Following a brief introduction to the toxicity of heavy metals introduced into our environment in the course of industrialization, the consequences of a number of nonbiological metal ions on the environment are discussed in biochemical detail. Cd2+ toxicity is directly associated with its perturbation of pathways modulating the homeostasis of essential transition metals, notably zinc, iron and copper. Hg2+, particularly in the form of methylmercury, the cause of Minamata disease in Japan, is a highly specific, irreversible inhibitor of Se-dependent enzymes (selenoenzymes). Since the affinity of Hg for Se is up to a 106 times higher than for sulphur, MeHg sequesters Se directly, impairing selenoenzyme activities and their synthesis. Chronic Pb2+ poisoning has been known since antiquity (even blamed for the fall of the Roman Empire). Pb2+ targets proteins that bind Ca2+ and Zn2+, including δ-aminolaevulinate synthase (haem biosynthesis) and synaptogmin (a Ca2+ sensor in neurotransmission).

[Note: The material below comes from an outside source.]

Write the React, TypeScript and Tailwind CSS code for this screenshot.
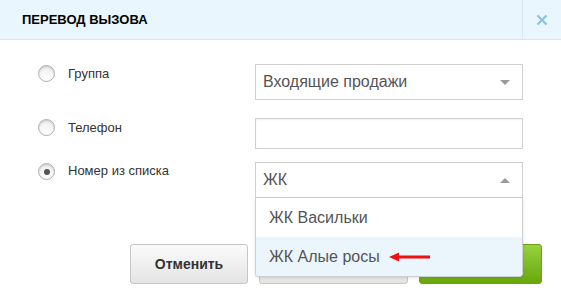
import React from "react";

const font = { fontFamily: '"Liberation Sans", Arial, sans-serif' };

function Radio({ checked }: { checked?: boolean }) {
  return (
    <span className="flex h-[17px] w-[17px] items-center justify-center rounded-full border-[1.5px] border-[#b0b0b0] bg-gradient-to-b from-[#eeeeee] to-white shadow-[inset_0_1px_2px_rgba(0,0,0,0.18)]">
      {checked && <span className="h-[6px] w-[6px] rounded-full bg-[#555]" />}
    </span>
  );
}

function Caret({ up }: { up?: boolean }) {
  return (
    <svg width="10" height="5" viewBox="0 0 10 5" className="mr-[12px]">
      <path d={up ? "M0 5 L5 0 L10 5 Z" : "M0 0 L10 0 L5 5 Z"} fill="#9a9a9a" />
    </svg>
  );
}

export default function App() {
  return (
    <div className="h-[306px] w-[561px] overflow-hidden bg-white" style={font}>
      <header className="flex h-[40px] items-center border-b border-[#d4e6f2] bg-[#e9f6fd]">
        <h1 className="flex-1 pl-[22px] pt-[1px] text-[13px] font-bold text-black">ПЕРЕВОД ВЫЗОВА</h1>
        <div className="flex h-full w-[39px] items-center justify-center border-l border-[#d4e6f2]">
          <svg width="12" height="12" viewBox="0 0 12 12">
            <path d="M1.5 1.5 L10.5 10.5 M10.5 1.5 L1.5 10.5" stroke="#8cc2e2" strokeWidth="2.2" />
          </svg>
        </div>
      </header>

      <div className="pt-[24px]">
        <div className="flex">
          <div className="flex w-[255px] items-start pl-[38px] pt-[1px]">
            <Radio />
            <span className="ml-[13px] mt-[-1px] text-[13px] text-[#333]">Группа</span>
          </div>
          <div className="flex h-[36px] w-[268px] items-center justify-between border border-[#cfcfcf] pl-[7px]">
            <span className="text-[16px] text-[#555]">Входящие продажи</span>
            <Caret />
          </div>
        </div>

        <div className="mt-[18px] flex">
          <div className="flex w-[255px] items-start pl-[38px] pt-[1px]">
            <Radio />
            <span className="ml-[13px] mt-[-1px] text-[13px] text-[#333]">Телефон</span>
          </div>
          <div className="h-[31px] w-[268px] border border-[#cfcfcf] shadow-[inset_0_1px_2px_rgba(0,0,0,0.06)]" />
        </div>

        <div className="mt-[13px] flex">
          <div className="flex w-[255px] items-start pl-[38px] pt-[1px]">
            <Radio checked />
            <span className="ml-[13px] mt-[-2px] text-[13px] text-[#333]">Номер из списка</span>
          </div>
          <div className="relative z-10 w-[268px]">
            <div className="flex h-[36px] items-center justify-between border border-[#cfcfcf] pl-[7px]">
              <span className="text-[16px] text-[#555]">ЖК</span>
              <Caret up />
            </div>
            <div className="absolute left-0 right-0 top-[36px] overflow-hidden rounded-b-[4px] border-x border-b border-[#cfcfcf] bg-white shadow-[0_1px_3px_rgba(0,0,0,0.12)]">
              <div className="flex h-[39px] items-center pl-[13px] text-[16px] text-[#555]">ЖК Васильки</div>
              <div className="flex h-[39px] items-center bg-[#eaf5fc] pl-[13px] text-[16px] text-[#555]">
                ЖК Алые росы
                <svg width="42" height="10" viewBox="0 0 42 10" className="ml-[9px]">
                  <path d="M8 5 L41 5" stroke="#ee1111" strokeWidth="3" />
                  <path d="M0 5 L10 0.5 L10 9.5 Z" fill="#ee1111" />
                </svg>
              </div>
            </div>
          </div>
        </div>

        <div className="mt-[46px] flex gap-[11px] pl-[130px]">
          <button className="h-[40px] w-[118px] rounded-[3px] border border-[#c6c6c6] bg-gradient-to-b from-[#fbfbfb] to-[#e4e4e4] text-[14px] font-bold text-[#333]">
            Отменить
          </button>
          <button className="h-[40px] w-[149px] rounded-[3px] border border-[#c6c6c6] bg-gradient-to-b from-[#fbfbfb] to-[#e4e4e4]" />
          <button className="h-[40px] w-[123px] rounded-[3px] border border-[#6da313] bg-gradient-to-b from-[#95d23c] to-[#69a80a]" />
        </div>
      </div>
    </div>
  );
}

Al3+, the most abundant metal in the earth’s crust, is released by acid rain into ground water, and its toxicity involves disruption of the homeostasis of essential metal ions, notably Fe, Ca2+ and Mg2+. The sources of environmental metal toxicity are then briefly reviewed and we conclude with a light-hearted (though not for the victims) account of the use of metals like As, Hg, Sb, Pb and Tl, either inadvertently or, as many poisoners knew only too well, deliberately, as poisons.